▶ **Problem to solve**:
Identify all lines in the data containing the string "table". Copy them out.

[Excerpt from a dataset]
# # # # #
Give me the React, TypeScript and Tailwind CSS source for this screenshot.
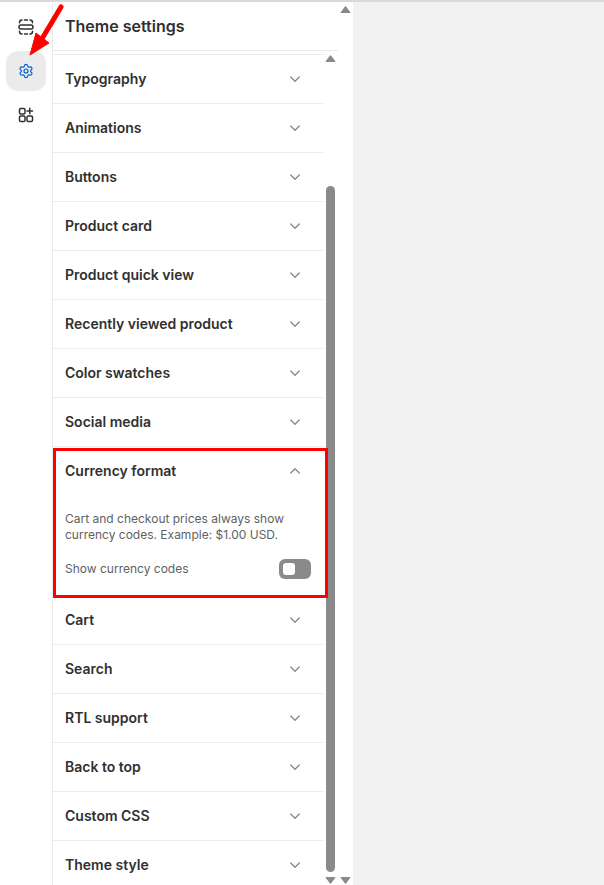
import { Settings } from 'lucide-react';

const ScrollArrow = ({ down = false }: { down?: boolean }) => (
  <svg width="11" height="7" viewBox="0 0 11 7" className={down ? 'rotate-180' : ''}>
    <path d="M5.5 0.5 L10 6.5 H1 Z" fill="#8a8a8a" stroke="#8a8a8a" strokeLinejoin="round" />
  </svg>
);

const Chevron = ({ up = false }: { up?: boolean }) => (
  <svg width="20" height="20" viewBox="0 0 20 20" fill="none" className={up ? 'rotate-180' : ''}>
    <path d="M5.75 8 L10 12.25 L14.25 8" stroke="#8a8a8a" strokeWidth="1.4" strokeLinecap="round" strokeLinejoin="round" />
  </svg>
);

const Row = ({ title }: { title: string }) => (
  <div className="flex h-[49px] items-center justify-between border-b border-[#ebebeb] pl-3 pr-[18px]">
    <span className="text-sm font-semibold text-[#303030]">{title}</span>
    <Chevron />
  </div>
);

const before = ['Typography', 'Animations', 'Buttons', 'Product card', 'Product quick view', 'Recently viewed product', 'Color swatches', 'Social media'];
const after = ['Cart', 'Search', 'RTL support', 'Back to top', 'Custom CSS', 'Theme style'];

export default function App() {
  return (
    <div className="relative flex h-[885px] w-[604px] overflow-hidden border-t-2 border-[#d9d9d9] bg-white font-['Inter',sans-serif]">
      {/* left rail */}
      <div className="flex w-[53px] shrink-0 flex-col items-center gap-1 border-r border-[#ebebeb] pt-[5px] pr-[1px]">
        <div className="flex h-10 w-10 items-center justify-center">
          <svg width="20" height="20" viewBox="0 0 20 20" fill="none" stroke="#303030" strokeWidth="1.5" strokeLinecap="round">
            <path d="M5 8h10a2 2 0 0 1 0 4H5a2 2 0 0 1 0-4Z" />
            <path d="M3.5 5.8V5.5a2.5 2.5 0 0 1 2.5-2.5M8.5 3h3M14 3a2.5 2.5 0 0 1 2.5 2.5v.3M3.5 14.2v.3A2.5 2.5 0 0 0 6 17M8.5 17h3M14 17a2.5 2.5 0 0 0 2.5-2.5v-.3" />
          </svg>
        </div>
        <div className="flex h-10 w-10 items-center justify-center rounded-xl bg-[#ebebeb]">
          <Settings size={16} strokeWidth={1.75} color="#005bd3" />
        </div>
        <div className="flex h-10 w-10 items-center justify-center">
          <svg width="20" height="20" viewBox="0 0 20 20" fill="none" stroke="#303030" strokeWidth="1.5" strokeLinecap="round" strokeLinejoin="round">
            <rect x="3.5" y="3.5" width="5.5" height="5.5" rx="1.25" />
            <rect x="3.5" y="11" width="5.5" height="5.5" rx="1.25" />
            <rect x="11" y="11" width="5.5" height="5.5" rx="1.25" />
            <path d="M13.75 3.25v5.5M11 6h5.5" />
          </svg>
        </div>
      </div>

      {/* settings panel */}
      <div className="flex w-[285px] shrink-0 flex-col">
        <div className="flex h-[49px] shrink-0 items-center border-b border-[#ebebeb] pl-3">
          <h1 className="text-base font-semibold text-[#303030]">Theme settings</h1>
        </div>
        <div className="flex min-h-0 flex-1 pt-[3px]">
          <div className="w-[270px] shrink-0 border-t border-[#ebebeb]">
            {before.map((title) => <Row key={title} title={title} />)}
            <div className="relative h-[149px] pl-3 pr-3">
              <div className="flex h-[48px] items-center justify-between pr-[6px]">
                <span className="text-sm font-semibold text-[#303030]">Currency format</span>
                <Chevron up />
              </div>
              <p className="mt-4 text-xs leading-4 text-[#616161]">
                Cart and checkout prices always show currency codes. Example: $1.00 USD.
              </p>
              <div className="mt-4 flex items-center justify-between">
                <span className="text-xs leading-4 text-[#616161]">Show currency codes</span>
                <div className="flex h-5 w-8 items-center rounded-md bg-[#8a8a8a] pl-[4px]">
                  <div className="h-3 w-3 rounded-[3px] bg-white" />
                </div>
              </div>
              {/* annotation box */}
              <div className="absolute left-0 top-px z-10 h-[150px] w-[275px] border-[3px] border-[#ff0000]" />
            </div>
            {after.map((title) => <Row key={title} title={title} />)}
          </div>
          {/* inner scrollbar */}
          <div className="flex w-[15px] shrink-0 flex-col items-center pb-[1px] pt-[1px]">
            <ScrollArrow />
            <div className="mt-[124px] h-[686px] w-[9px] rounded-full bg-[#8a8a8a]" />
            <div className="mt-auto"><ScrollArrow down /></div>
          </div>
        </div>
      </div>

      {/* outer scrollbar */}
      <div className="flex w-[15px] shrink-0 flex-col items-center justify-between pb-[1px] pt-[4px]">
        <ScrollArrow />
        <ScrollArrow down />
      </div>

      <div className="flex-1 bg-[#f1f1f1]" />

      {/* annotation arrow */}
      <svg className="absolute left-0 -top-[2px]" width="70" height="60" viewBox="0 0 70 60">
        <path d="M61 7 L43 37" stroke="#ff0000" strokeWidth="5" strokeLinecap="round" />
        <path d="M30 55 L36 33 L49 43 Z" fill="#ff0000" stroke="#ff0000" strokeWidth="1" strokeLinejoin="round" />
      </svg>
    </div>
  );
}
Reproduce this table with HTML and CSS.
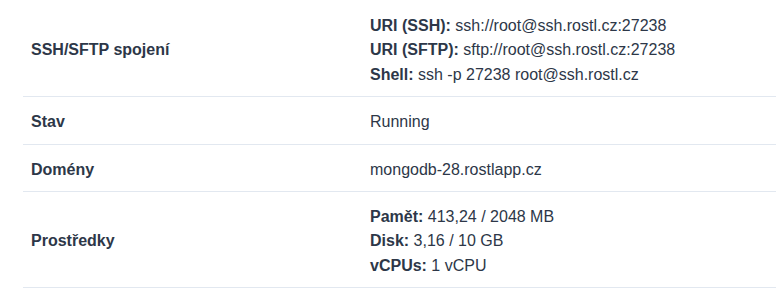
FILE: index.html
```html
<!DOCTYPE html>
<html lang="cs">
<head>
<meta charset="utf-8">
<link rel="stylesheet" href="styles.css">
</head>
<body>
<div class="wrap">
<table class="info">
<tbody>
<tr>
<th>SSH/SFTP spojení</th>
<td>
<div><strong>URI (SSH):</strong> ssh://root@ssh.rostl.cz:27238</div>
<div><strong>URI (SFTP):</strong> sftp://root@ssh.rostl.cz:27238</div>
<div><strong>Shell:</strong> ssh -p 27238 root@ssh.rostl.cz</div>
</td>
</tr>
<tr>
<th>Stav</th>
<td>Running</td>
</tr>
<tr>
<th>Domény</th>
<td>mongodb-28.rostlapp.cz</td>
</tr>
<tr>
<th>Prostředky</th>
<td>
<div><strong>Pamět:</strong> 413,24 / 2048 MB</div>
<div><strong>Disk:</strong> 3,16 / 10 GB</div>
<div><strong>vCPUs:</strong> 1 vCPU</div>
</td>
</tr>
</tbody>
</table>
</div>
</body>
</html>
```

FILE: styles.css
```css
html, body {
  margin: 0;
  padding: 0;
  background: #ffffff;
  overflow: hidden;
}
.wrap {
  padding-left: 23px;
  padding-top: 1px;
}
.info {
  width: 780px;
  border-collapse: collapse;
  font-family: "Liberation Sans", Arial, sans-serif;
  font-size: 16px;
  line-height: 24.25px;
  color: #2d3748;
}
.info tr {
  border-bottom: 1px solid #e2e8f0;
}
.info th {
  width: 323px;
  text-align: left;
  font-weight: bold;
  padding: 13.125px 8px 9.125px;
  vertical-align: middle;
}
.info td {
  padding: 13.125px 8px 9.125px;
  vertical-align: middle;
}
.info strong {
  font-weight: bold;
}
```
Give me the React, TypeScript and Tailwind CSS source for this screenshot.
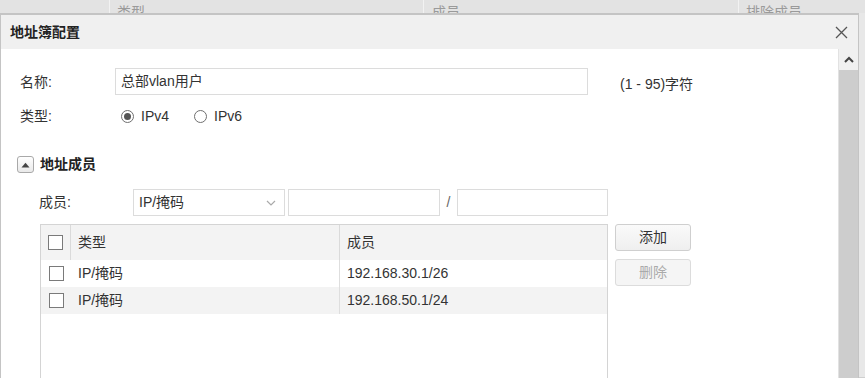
# # # # #
▶ **Solution for this problem**:
Reproduce this table with HTML and CSS.
<table class="info">
</table>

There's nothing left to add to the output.